RECORDS SUPPLIED start

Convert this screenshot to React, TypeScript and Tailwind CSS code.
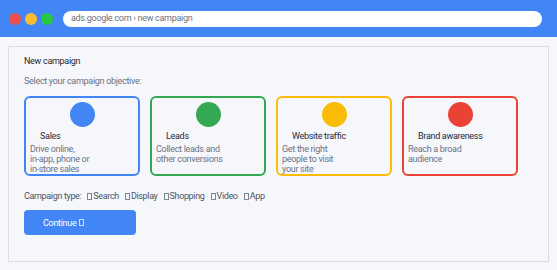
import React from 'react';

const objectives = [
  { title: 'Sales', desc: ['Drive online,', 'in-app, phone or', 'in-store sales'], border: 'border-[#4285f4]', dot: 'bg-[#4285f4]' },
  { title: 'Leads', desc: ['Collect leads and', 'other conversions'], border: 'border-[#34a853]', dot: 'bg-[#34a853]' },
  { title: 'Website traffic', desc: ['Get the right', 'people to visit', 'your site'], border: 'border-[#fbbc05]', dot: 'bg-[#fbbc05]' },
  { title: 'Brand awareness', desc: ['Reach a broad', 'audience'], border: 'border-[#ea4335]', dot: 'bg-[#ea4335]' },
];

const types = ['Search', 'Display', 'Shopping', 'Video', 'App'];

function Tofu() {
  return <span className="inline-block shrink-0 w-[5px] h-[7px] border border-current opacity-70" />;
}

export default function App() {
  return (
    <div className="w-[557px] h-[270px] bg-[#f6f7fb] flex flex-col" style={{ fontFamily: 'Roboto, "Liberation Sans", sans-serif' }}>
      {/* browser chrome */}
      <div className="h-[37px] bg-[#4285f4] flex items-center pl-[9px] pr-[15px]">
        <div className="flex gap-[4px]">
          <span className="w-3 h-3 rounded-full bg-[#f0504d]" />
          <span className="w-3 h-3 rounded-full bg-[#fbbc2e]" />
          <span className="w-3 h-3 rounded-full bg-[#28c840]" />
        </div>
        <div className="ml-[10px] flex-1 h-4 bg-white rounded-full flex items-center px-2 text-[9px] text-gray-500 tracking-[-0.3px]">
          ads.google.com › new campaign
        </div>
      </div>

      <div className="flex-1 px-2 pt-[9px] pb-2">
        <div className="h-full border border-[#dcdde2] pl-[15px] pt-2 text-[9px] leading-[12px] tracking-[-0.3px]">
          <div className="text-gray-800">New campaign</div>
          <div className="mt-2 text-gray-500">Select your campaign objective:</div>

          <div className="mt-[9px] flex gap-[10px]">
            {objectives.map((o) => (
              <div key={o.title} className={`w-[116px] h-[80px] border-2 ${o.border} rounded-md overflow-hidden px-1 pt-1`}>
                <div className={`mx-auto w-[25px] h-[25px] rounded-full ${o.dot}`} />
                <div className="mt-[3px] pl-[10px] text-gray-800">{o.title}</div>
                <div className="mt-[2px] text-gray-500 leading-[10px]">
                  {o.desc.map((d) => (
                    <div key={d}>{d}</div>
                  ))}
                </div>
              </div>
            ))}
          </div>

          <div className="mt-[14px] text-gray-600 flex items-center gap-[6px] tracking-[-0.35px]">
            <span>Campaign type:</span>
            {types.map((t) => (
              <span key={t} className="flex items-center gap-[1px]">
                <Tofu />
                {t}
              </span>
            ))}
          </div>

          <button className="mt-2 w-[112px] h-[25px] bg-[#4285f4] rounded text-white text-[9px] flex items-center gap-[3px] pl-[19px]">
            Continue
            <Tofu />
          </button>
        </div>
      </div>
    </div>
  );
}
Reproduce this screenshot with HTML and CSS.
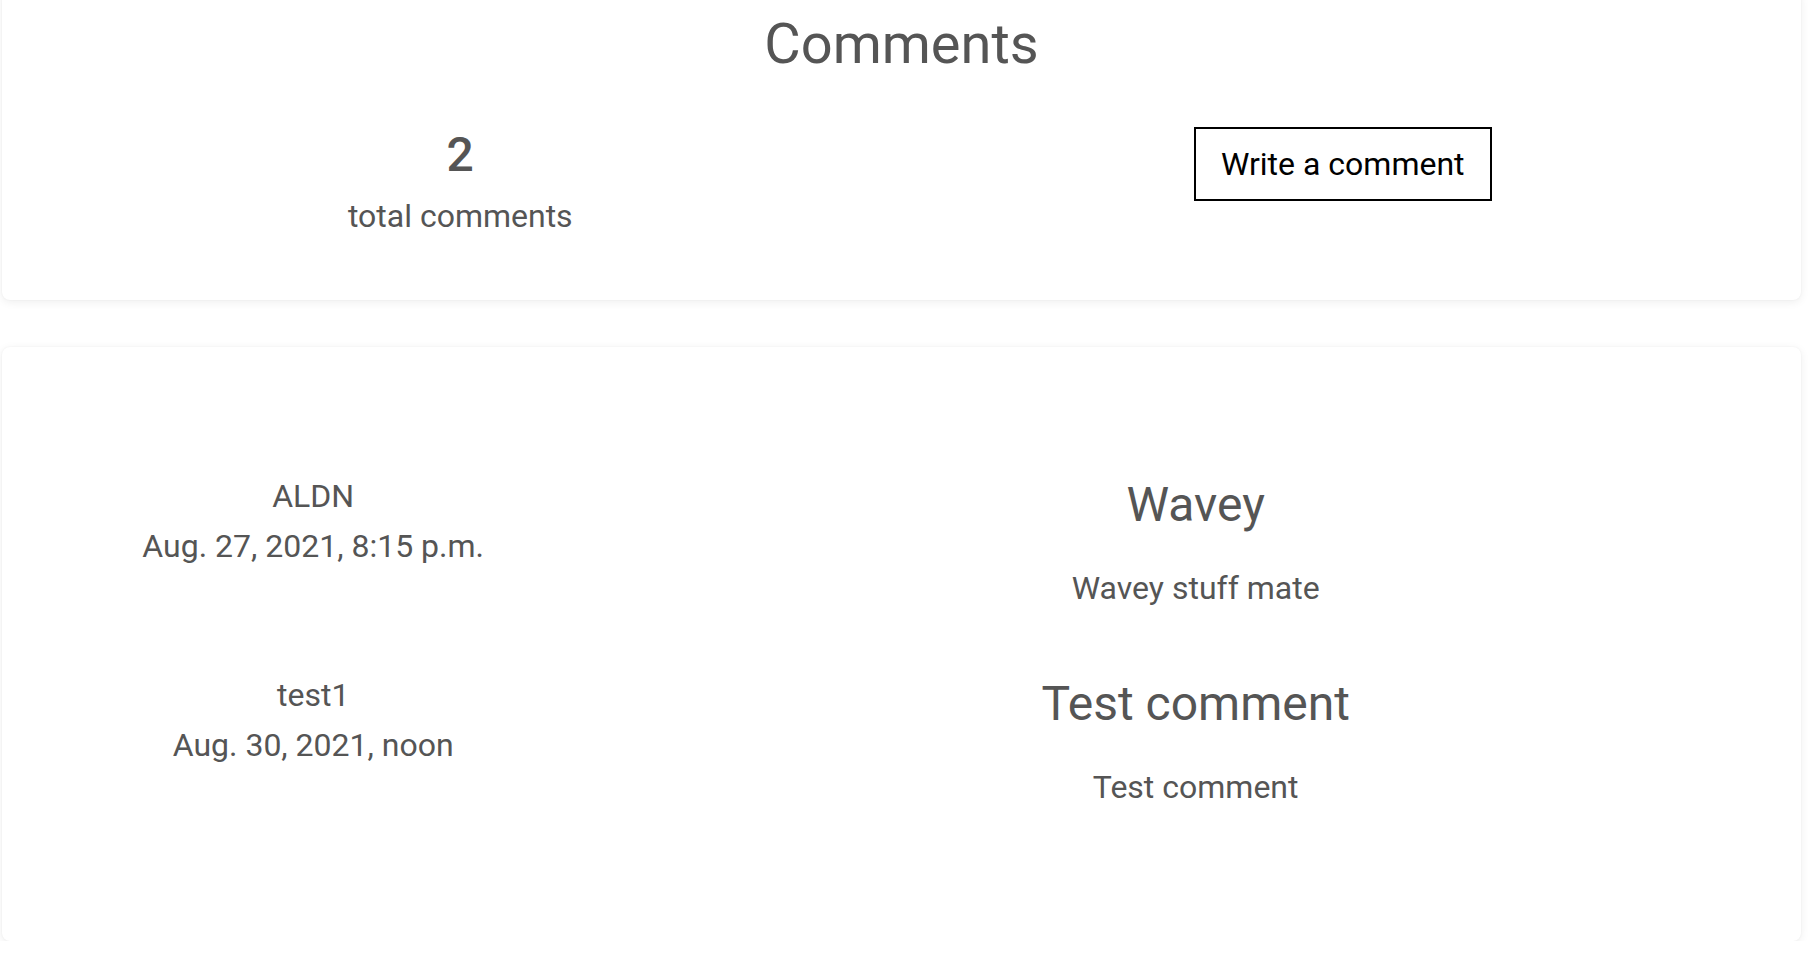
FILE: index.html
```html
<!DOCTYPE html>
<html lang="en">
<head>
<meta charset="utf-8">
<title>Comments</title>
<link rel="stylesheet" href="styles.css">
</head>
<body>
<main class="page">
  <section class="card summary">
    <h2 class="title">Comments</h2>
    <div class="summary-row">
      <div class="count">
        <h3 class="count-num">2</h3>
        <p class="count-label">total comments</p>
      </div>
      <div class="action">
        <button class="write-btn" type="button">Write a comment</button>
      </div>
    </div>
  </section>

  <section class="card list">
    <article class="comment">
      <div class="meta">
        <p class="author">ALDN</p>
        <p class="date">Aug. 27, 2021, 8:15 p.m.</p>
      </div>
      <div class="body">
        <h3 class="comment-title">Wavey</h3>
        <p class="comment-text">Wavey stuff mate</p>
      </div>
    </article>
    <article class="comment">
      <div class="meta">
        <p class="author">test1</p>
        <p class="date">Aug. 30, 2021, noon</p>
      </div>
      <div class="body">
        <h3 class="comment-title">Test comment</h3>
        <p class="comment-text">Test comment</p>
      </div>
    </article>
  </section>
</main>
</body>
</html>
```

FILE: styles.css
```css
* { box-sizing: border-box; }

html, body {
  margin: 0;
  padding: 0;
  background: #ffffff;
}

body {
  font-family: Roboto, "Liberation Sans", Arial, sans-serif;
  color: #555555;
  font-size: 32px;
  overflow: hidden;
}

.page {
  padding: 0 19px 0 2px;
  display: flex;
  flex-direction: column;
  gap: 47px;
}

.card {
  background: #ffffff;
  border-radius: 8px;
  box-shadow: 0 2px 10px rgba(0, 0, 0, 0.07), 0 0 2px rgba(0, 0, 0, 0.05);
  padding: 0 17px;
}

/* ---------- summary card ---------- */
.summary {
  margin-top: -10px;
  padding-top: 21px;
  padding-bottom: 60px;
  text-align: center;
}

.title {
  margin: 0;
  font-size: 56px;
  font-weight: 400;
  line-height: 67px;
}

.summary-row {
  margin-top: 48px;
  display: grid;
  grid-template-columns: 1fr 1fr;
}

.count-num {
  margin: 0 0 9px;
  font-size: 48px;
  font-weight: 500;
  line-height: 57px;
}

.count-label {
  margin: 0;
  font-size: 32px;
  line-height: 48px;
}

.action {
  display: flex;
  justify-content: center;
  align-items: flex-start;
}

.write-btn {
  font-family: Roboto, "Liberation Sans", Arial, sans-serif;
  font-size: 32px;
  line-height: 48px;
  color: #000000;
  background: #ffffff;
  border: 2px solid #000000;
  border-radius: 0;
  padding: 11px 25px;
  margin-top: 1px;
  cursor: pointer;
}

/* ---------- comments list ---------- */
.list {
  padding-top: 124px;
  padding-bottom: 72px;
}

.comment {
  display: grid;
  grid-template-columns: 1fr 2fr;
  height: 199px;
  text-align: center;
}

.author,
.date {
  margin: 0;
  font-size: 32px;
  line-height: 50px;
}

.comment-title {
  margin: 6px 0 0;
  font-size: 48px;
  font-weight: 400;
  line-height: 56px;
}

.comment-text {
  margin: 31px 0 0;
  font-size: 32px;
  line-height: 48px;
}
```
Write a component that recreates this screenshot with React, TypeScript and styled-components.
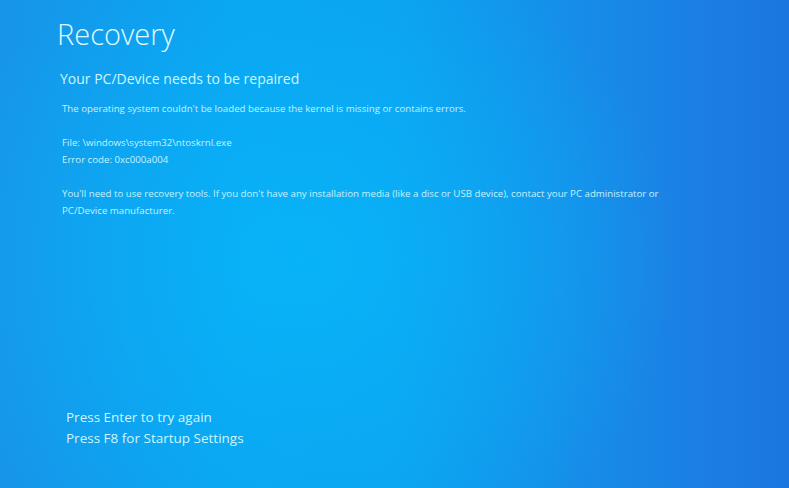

RECORDS SUPPLIED end

» WHAT YOU HAVE TO DO: Copy each line of the data that contains the word "this".

» TASK SOLUTION:
Convert this screenshot to React, TypeScript and Tailwind CSS code.
Reproduce this screenshot with HTML and CSS.
Write a component that recreates this screenshot with React, TypeScript and styled-components.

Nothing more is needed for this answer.